** Begin Entries **

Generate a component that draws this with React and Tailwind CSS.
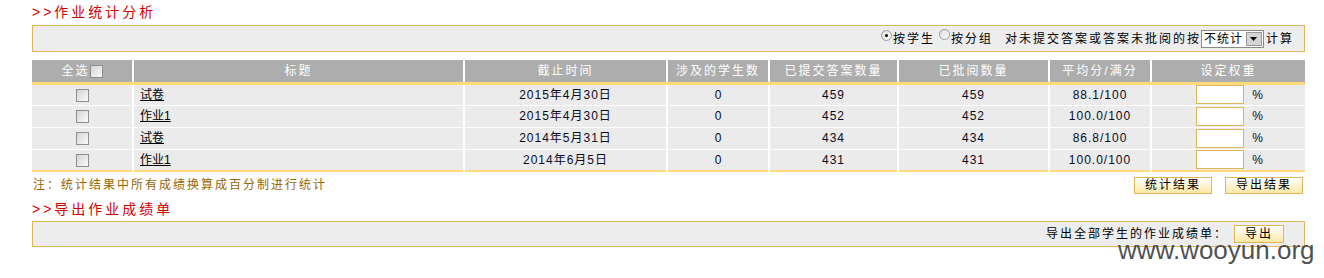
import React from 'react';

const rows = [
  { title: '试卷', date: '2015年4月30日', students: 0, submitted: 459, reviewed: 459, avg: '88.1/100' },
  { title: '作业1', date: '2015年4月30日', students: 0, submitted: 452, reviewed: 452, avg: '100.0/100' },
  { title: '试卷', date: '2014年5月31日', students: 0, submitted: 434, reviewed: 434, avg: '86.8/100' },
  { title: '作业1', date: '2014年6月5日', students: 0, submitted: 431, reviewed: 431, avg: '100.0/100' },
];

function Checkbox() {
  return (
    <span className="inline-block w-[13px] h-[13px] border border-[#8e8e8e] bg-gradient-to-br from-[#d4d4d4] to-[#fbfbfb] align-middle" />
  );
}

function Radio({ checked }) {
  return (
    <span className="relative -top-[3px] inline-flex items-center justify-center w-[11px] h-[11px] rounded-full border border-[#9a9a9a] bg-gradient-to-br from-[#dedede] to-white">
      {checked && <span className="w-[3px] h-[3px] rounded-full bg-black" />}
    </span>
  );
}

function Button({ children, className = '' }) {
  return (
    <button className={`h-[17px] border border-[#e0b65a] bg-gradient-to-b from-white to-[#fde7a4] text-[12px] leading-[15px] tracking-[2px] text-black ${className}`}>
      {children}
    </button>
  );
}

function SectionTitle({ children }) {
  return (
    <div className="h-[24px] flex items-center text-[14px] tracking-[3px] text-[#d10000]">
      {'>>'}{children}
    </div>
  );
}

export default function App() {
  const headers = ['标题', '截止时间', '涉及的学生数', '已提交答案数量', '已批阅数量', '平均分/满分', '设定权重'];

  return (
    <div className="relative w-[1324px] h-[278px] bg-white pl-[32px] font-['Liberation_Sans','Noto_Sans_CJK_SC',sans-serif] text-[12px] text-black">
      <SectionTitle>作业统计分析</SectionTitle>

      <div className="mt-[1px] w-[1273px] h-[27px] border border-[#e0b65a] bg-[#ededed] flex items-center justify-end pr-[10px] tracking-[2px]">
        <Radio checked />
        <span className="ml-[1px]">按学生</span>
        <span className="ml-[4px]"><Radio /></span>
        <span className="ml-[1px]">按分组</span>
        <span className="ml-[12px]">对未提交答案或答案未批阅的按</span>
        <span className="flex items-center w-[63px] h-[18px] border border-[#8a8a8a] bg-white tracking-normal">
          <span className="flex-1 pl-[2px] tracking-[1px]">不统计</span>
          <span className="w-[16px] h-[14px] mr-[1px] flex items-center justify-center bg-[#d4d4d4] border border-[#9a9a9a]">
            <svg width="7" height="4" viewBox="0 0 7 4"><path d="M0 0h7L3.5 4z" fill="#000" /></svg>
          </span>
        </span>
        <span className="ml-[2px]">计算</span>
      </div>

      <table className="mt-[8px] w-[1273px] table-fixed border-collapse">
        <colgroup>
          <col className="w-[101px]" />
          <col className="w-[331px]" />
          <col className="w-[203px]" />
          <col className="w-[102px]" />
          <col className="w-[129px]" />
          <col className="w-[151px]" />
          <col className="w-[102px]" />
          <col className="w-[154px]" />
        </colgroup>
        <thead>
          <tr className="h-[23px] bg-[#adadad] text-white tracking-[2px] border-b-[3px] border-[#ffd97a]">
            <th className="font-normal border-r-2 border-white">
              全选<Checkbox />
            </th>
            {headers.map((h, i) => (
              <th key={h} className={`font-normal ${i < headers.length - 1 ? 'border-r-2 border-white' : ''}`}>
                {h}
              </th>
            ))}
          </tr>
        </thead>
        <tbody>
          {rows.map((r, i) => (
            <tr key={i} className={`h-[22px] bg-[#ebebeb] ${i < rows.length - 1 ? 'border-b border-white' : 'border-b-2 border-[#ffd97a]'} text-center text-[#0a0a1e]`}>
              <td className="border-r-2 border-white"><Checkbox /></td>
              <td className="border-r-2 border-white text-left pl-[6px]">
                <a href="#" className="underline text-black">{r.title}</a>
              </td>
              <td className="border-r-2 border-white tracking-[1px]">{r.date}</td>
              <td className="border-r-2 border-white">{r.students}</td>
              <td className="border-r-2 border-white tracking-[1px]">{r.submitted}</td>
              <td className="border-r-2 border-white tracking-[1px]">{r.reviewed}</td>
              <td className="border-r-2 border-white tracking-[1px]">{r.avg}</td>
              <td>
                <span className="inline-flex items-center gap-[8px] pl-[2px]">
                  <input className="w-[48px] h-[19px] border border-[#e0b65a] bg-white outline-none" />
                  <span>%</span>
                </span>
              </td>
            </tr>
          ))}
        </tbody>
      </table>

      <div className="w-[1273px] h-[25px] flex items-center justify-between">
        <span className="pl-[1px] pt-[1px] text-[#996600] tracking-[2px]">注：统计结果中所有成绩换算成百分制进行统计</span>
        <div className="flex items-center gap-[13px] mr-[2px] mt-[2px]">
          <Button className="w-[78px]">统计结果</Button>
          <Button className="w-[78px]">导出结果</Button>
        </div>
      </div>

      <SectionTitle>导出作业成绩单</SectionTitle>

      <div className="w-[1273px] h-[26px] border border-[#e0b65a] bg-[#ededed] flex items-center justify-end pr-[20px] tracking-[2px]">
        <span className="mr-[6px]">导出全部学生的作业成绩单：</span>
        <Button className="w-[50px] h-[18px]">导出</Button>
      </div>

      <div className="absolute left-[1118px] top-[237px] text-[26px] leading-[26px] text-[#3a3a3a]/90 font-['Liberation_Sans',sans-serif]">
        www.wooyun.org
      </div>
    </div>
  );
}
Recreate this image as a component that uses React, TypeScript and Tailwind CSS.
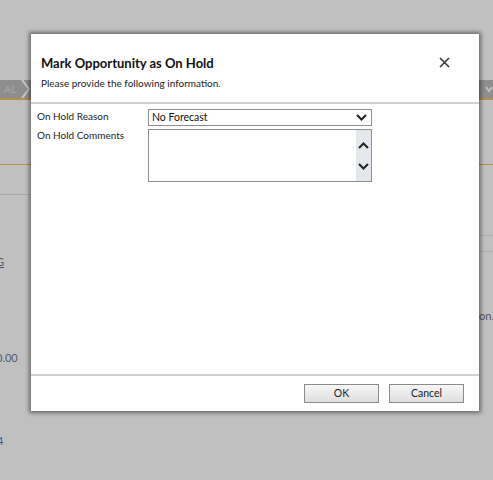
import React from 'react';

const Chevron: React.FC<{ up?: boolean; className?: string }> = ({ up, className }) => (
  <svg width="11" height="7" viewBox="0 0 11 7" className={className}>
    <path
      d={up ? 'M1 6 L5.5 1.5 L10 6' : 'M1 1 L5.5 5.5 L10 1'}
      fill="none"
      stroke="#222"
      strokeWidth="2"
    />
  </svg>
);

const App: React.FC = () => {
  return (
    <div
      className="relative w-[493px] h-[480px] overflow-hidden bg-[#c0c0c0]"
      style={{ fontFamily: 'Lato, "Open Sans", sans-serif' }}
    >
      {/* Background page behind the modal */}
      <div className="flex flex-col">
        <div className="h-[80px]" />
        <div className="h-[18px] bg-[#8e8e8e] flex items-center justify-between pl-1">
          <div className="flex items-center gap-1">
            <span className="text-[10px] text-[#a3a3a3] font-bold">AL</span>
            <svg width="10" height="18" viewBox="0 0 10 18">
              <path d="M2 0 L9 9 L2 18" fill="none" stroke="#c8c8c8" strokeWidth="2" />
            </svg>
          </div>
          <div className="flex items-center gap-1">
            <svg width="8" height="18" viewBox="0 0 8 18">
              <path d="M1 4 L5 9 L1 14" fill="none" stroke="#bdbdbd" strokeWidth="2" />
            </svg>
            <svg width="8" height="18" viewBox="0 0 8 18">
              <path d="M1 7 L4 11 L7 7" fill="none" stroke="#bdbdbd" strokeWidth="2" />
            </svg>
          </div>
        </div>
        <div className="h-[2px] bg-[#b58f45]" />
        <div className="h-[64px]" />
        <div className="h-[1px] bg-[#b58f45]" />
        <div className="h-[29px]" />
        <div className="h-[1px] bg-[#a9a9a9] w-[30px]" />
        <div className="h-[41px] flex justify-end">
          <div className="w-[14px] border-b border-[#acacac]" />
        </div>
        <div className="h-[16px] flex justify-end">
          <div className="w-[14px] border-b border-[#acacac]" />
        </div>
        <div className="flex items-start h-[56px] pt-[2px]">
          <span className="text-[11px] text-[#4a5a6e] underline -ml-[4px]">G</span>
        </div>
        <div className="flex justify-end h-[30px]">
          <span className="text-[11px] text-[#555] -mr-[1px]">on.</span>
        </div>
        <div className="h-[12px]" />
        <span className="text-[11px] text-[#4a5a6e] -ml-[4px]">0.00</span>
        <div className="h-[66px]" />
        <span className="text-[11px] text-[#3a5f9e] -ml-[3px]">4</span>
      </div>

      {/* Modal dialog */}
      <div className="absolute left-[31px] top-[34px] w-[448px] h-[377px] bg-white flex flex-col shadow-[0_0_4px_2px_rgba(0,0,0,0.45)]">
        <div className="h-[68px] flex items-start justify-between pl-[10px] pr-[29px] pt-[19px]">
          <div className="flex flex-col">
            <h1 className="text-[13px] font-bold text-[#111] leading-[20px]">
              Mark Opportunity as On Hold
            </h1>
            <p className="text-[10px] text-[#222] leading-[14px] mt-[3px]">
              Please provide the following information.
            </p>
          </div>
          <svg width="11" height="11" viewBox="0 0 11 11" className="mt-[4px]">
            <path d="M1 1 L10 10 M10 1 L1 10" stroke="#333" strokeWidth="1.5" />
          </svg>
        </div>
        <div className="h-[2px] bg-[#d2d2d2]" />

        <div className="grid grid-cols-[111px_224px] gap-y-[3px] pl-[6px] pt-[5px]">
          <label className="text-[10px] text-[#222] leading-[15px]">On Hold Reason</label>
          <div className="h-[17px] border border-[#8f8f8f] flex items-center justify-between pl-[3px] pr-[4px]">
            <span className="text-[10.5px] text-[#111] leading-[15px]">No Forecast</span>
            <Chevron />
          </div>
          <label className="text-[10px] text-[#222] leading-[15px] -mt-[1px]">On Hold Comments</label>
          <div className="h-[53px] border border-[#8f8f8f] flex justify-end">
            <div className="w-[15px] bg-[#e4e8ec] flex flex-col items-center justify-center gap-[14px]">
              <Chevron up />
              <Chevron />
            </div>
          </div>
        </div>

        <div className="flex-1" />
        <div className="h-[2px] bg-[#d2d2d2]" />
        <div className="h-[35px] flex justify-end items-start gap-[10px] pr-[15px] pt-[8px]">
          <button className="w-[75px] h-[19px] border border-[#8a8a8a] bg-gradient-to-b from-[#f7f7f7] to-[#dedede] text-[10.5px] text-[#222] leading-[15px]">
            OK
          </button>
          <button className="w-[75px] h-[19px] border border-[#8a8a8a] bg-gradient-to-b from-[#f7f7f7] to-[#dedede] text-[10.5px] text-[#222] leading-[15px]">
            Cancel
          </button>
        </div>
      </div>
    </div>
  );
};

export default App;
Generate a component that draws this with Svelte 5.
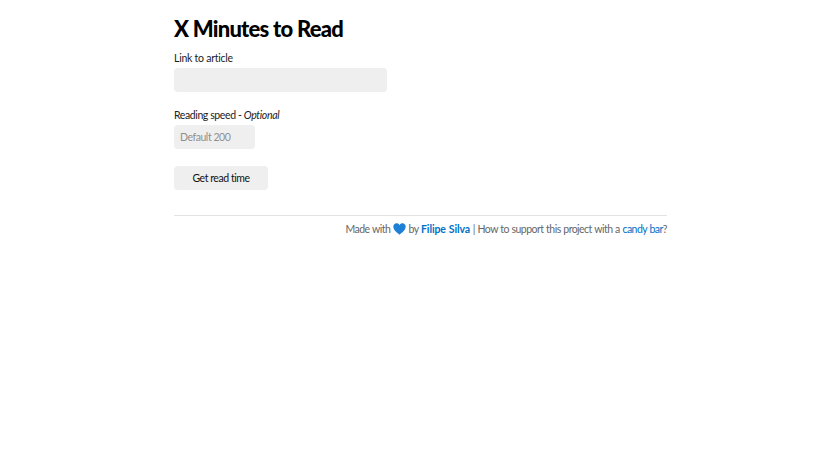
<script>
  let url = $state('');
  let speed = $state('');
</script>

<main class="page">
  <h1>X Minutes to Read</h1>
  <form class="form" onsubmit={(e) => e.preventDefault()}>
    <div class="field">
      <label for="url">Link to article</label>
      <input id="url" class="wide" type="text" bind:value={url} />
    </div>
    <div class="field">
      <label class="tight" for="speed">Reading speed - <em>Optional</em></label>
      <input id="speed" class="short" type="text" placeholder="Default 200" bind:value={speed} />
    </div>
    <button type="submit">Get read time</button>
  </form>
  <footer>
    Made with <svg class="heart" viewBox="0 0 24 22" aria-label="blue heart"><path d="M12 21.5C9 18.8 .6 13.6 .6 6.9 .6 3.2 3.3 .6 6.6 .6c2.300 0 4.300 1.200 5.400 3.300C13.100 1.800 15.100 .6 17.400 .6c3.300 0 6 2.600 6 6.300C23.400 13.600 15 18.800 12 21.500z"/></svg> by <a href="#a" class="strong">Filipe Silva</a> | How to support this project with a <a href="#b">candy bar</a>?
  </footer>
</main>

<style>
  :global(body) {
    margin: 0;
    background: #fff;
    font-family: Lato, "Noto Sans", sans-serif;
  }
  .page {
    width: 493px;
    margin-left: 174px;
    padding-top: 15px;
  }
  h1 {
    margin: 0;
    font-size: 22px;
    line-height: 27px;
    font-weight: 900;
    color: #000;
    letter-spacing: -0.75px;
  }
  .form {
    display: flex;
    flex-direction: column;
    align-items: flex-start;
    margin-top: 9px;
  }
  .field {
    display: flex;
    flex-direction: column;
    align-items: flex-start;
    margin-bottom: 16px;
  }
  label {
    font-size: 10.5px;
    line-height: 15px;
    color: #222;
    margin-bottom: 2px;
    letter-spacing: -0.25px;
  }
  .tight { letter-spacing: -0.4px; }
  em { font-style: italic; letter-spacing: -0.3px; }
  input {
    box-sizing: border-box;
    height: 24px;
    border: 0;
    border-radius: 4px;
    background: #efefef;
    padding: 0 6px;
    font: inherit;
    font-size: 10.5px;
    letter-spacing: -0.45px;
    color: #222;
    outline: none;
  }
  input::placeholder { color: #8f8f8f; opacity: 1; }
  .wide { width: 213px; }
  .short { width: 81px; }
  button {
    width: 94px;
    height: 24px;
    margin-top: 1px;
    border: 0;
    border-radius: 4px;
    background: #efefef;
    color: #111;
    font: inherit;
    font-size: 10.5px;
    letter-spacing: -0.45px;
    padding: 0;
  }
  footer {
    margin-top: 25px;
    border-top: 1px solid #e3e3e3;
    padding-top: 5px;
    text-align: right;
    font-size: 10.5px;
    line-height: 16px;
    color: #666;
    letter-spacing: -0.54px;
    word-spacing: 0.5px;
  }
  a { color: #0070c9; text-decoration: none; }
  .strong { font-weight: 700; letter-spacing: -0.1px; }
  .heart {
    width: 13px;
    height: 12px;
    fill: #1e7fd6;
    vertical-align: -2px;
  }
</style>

** End Entries **

- Requirements: Collect each line containing the string "with".

- Solution for this task:
Generate a component that draws this with React and Tailwind CSS.
Generate a component that draws this with Svelte 5.
    Made with <svg class="heart" viewBox="0 0 24 22" aria-label="blue heart"><path d="M12 21.5C9 18.8 .6 13.6 .6 6.9 .6 3.2 3.3 .6 6.6 .6c2.300 0 4.300 1.200 5.400 3.300C13.100 1.800 15.100 .6 17.400 .6c3.300 0 6 2.600 6 6.300C23.400 13.600 15 18.800 12 21.500z"/></svg> by <a href="#a" class="strong">Filipe Silva</a> | How to support this project with a <a href="#b">candy bar</a>?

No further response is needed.